I had some prior discussion with joachim (and I suspect I had some
influence in him trying to implement that) on that.
The reason why this is really needed is that the current pg_restore -j
is actually a net loss(vs "pg_dump | psql") in a LOT of scenarios that
are basically "duplicate this database to that location" (or any
migration really).
The example at had is a 240GB production database with around 850
tables, it takes ~145min to dump that database single
threaded(completely CPU bound), simply loading the SQL using psql can
restore it in ~150min(again CPU bound both for COPY and index creation),
-j8 brings that down to ~55min.
So if you do the math(and a bit of handwaving):

* using pg_dump | psql you get greatest(140,150) -> 150min.

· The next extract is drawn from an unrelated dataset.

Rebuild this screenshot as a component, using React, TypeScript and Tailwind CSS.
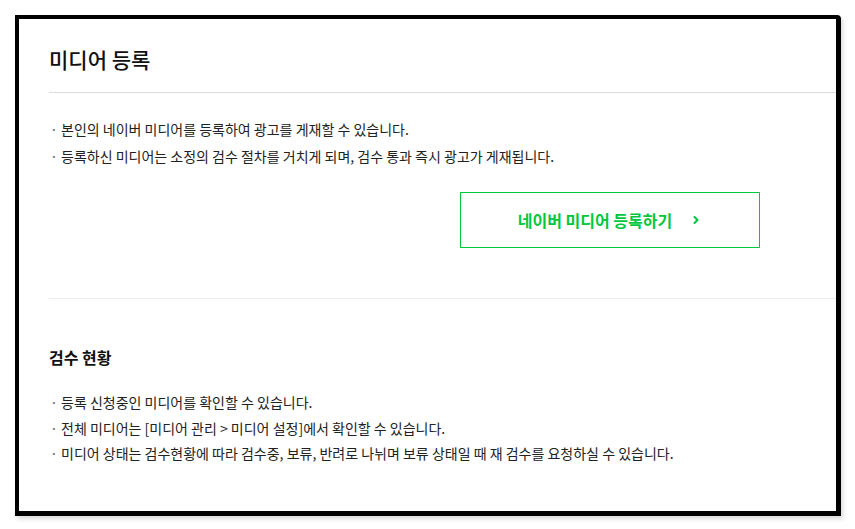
import { ChevronRight } from 'lucide-react';

const registerNotes = [
  '본인의 네이버 미디어를 등록하여 광고를 게재할 수 있습니다.',
  '등록하신 미디어는 소정의 검수 절차를 거치게 되며, 검수 통과 즉시 광고가 게재됩니다.',
];

const reviewNotes = [
  '등록 신청중인 미디어를 확인할 수 있습니다.',
  '전체 미디어는 [미디어 관리 > 미디어 설정]에서 확인할 수 있습니다.',
  '미디어 상태는 검수현황에 따라 검수중, 보류, 반려로 나뉘며 보류 상태일 때 재 검수를 요청하실 수 있습니다.',
];

function NoteList({ items, gap }: { items: string[]; gap: string }) {
  return (
    <ul className={`flex flex-col ${gap}`}>
      {items.map((t) => (
        <li key={t} className="flex items-center text-[14px] leading-[18px] text-[#222]">
          <span className="w-[12px] shrink-0 pl-[1px] text-[#666]">·</span>
          <span>{t}</span>
        </li>
      ))}
    </ul>
  );
}

export default function App() {
  return (
    <div
      className="w-[855px] h-[529px] bg-white pt-[15px] pl-[15px]"
      style={{ fontFamily: '"Noto Sans CJK KR", "Noto Sans", sans-serif' }}
    >
      <div className="w-[826px] h-[501px] border-[4px] border-r-[5px] border-b-[5px] border-black rounded-tr-[4px] bg-white shadow-[2px_3px_4px_rgba(0,0,0,0.15)] overflow-hidden">
        {/* 미디어 등록 */}
        <div className="ml-[30px] border-b border-[#dcdcdc] pt-[25px] pb-[18px]">
          <h1 className="text-[21px] leading-[30px] font-medium text-[#111]">미디어 등록</h1>
        </div>

        <div className="ml-[30px] border-b border-[#ececec] pt-[27px] pb-[50px]">
          <NoteList items={registerNotes} gap="gap-[9px]" />
          <div className="mt-[27px] ml-[411px] w-[300px] h-[56px] border border-[#00c73c] flex items-center justify-center gap-[18px]">
            <span className="text-[16px] font-bold text-[#00c73c]">네이버 미디어 등록하기</span>
            <ChevronRight className="w-[12px] h-[12px] text-[#00c73c]" strokeWidth={4} />
          </div>
        </div>

        {/* 검수 현황 */}
        <div className="ml-[30px] pt-[47px]">
          <h2 className="text-[16px] leading-[22px] font-bold text-[#111]">검수 현황</h2>
          <div className="mt-[25px]">
            <NoteList items={reviewNotes} gap="gap-[7.5px]" />
          </div>
        </div>
      </div>
    </div>
  );
}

* using pg_dump -Z0 -Fc && pg_restore -j8 you get 145+55 -> 200min
* using a theoretical parallel pg_dump and the existing parallel restore
you would get: 50(just a guess for how fast it might be) + 55 -> 105min
* a parallel dump & restore that can pipline would end up at
greatest(50,55)->55min

So a parallel dump alone would only give you a 50% speedup in total time
for doing a migration/upgrade/dump-to-devbox despite the fact that it
uses 8x the resources. A piplined solution would result in a ~3x speedup
in total time and you don't even have to even think about stuff that
might be a problem like having available diskspace on the
source/destination to hold a full temporary dump(if you don't you might
even have to add some transfer time as well).